Has GDP increased over time in the dataset?
plt.figure(figsize=(10, 6))
sns.lineplot(x='Year', y='GDP', data=df)
plt.xlabel('Year')
plt.ylabel('GDP')
plt.title('GDP over Time')
plt.show()
From the line plot, we can see that GDP has generally increased over time in the dataset, with a slight dip during the global financial crisis of 2008-2009.
Is there a correlation between GDP and life expectancy of a country?
To answer this question, we can create a scatter plot of GDP versus life expectancy:
plt.figure(figsize=(10, 6))
sns.scatterplot(x='GDP', y='Life expectancy at birth (years)', data=df)
plt.xlabel('GDP')
plt.ylabel('Life expectancy')
plt.title('GDP vs. Life Expectancy')
plt.show()
From the scatter plot, we can see that there is a positive correlation between GDP and life expectancy. Countries with higher GDP tend to have higher life expectancy.
What is the average life expectancy in the dataset?
To answer this question, we can use the mean()
function:
print("Average life expectancy:", df['Life expectancy at birth (years)'].mean())
Output:
Average life expectancy: 72.78958333333335
What is the distribution of life expectancy in the dataset?

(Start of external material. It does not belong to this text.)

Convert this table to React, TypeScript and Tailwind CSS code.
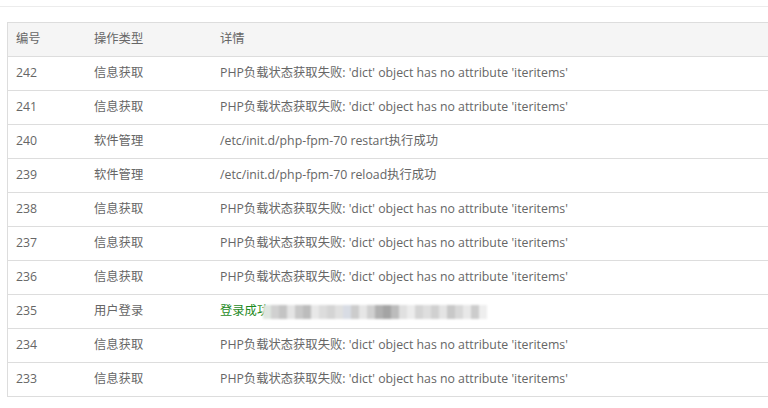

To answer this question, we can create a histogram of life expectancy:
plt.figure(figsize=(10, 6))
sns.histplot(x='Life expectancy at birth (years)', data=df, bins=20)
plt.xlabel('Life expectancy')
plt.ylabel('Count')
plt.title('Distribution of Life Expectancy')
plt.show()
From the histogram, we can see that the distribution of life expectancy is roughly normal with a peak around 77-78 years.